The Lost Boys (1987)

And finally we come to the cool down, the last film of the playlist so that we can have some fun, enjoy a little gore, and then shake off the horror before the sun comes up. 1987's The Lost Boys is the perfect film for that role, a horror-comedy that still manages to act as an effective vampire film. It's best of all worlds in that regard, while still being an absolutely entertaining bit of schlock.

In the film we have Lucy Emerson (Dianne Wiest) and her two teenage sons, Michael (Jason Patric) and Sam (Corey Haim). Out of work, Lucy takes her family to Santa Clara, CA, to live with her father, Grandpa (Barnard Hughes). Michael almost immediately falls in with the "wrong crowd", a group of biker toughs led by David (Keifer Sutherland), and before too long he's accidentally drunk David's blood and turned into a vampire. Once Sam realizes what happened it's up to him, and his friends the Frog Brothers (Corey Feldman and Jamison Newlander), to find the undead and same the family, and the town of Santa Clara.

Coming out at the height of the careers for the Coreys, Haim and Feldman, The Lost Boys is a perfect distillation of what worked so well for those two actors. Silly and fun with just the right amount of cheese, this movie is absolutely powered by its all-star cast. Frankly, this film had an absolutely murderer's row of up-and-coming actors -- Sutherland, Patric, Haim and Feldman, plus Alex Winter too -- all putting in good, charismatic work to sell this silly film.
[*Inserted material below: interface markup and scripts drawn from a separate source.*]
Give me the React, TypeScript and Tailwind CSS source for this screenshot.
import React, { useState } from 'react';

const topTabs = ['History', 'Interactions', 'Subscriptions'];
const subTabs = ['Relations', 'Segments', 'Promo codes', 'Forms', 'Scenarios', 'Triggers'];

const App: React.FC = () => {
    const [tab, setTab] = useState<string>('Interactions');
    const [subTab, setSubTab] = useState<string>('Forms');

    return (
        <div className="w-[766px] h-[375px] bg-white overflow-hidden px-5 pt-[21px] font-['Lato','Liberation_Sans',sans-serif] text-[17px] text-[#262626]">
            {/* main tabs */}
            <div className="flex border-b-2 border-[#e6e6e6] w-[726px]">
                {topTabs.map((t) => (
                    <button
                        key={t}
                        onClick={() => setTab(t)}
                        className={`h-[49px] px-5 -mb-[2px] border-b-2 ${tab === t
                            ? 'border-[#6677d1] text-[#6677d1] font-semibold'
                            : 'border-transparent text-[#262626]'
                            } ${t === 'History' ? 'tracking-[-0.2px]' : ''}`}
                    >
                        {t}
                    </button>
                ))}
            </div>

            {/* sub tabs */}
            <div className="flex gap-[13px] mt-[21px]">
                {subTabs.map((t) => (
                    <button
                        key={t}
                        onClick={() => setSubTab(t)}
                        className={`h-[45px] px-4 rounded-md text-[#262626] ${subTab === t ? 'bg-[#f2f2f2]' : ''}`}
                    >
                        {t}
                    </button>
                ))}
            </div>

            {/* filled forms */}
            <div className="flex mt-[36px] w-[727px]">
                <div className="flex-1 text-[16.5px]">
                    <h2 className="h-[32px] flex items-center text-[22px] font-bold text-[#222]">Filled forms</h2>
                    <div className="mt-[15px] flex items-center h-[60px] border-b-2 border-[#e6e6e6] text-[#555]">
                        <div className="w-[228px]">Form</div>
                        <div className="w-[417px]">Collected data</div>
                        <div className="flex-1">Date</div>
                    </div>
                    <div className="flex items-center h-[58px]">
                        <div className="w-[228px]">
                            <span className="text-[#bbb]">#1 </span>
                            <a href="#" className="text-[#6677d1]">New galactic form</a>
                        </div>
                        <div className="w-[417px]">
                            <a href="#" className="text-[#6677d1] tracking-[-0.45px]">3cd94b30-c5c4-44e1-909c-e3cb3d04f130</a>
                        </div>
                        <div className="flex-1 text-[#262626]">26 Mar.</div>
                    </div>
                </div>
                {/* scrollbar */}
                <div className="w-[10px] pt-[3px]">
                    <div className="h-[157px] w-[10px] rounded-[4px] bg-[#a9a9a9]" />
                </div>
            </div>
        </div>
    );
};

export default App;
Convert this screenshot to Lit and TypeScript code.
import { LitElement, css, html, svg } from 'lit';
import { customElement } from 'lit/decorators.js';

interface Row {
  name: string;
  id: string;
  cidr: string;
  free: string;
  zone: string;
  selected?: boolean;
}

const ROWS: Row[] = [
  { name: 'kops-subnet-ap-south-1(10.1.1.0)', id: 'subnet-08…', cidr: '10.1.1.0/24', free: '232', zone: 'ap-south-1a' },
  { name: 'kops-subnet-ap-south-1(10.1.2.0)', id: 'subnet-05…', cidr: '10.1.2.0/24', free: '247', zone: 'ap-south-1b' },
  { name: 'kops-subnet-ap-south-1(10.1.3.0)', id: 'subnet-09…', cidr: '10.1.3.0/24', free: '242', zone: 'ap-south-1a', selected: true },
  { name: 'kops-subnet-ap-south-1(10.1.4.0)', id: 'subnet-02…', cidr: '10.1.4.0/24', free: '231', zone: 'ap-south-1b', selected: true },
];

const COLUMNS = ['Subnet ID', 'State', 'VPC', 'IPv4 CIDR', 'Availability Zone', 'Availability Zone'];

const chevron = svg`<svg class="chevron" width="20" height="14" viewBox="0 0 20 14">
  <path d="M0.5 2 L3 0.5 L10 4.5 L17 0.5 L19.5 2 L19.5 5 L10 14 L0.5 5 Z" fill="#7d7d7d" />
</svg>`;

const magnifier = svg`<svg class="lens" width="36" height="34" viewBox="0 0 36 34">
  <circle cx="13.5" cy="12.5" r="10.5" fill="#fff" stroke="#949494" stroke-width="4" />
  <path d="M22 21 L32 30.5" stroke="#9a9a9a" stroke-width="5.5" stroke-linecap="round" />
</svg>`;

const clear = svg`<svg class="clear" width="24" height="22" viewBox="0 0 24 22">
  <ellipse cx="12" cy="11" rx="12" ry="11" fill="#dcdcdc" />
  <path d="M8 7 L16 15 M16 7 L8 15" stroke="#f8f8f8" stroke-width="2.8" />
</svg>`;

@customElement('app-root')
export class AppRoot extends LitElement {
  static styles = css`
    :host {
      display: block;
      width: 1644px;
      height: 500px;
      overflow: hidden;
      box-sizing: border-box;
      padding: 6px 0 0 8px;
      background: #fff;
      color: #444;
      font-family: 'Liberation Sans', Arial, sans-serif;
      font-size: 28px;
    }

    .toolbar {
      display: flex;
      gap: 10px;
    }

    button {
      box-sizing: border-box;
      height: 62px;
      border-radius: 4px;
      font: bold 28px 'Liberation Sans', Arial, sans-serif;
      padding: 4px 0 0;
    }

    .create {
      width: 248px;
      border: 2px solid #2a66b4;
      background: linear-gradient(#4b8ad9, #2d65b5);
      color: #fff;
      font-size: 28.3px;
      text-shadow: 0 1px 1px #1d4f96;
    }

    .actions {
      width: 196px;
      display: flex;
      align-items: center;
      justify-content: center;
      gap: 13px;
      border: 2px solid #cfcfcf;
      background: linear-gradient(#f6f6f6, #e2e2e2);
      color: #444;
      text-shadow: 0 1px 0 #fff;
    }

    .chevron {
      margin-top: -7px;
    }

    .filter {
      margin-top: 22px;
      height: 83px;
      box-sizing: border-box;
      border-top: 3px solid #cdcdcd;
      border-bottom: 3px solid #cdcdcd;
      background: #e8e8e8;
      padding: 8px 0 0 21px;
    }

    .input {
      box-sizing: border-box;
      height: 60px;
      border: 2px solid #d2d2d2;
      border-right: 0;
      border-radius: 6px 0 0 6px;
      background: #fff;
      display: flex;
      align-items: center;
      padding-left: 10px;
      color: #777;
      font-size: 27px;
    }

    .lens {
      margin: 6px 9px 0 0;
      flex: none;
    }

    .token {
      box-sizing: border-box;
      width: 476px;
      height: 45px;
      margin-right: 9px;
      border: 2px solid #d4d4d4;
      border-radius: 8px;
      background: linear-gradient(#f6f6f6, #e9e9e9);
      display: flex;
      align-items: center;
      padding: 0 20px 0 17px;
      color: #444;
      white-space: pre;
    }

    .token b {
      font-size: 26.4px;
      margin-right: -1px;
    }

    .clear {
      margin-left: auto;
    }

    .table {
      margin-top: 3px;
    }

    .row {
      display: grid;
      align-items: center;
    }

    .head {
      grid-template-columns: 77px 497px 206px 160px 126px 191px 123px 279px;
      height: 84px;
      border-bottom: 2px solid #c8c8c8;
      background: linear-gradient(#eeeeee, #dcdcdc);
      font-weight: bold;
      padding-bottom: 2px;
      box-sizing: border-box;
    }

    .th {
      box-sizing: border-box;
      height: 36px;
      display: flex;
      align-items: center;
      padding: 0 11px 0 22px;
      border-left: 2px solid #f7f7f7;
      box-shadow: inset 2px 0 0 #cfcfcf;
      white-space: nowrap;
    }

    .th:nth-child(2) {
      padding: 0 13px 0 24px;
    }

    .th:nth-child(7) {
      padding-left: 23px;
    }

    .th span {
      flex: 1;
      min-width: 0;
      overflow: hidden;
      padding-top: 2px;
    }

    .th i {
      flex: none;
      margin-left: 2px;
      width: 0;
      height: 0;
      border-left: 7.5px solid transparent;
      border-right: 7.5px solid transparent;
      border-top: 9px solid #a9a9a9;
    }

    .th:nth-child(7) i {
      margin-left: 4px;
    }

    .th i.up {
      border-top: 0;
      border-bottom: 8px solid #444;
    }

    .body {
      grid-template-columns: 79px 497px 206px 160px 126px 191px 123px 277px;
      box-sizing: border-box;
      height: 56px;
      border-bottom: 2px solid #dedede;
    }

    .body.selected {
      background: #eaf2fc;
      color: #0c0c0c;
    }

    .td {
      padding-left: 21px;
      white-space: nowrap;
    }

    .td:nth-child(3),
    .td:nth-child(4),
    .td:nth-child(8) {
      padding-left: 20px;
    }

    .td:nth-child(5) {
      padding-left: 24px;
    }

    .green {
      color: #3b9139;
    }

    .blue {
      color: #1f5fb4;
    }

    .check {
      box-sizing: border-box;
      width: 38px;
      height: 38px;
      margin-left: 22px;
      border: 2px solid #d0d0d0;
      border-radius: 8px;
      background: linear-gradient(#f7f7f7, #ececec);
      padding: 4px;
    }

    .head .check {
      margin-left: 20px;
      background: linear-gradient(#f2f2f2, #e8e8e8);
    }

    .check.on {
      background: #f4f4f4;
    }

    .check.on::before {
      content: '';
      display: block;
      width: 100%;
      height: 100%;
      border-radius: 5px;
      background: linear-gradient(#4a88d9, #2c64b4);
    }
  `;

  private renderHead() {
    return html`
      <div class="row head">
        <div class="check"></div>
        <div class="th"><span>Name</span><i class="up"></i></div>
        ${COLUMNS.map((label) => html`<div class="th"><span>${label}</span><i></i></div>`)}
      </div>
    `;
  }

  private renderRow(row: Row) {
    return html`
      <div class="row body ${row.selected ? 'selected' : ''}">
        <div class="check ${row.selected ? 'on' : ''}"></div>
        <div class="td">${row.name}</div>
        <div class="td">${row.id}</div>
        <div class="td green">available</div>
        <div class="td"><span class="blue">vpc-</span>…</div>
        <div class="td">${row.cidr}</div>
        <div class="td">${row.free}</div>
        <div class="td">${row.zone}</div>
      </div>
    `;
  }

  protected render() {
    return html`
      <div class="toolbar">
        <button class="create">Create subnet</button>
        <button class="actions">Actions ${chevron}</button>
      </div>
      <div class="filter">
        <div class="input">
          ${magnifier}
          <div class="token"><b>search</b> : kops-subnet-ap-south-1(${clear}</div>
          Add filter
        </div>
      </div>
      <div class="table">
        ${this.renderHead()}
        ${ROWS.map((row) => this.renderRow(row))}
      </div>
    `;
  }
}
What also works, though, is that the movie understand its cheese but still finds ways to get good horror moments from the material. The whole last act is absolutely packed with vampire action, along with a ton of gore. This is a splatter-fest of epic proportions at times, all accented by a lot of fun action and comedy. This is a mega slice of 1980s cheese and it works so well, even all these years later. Better than the sequels that came out years later, this film delivers everything we want from horror-comedy.

And with that, go to bed! We'll see you again next year.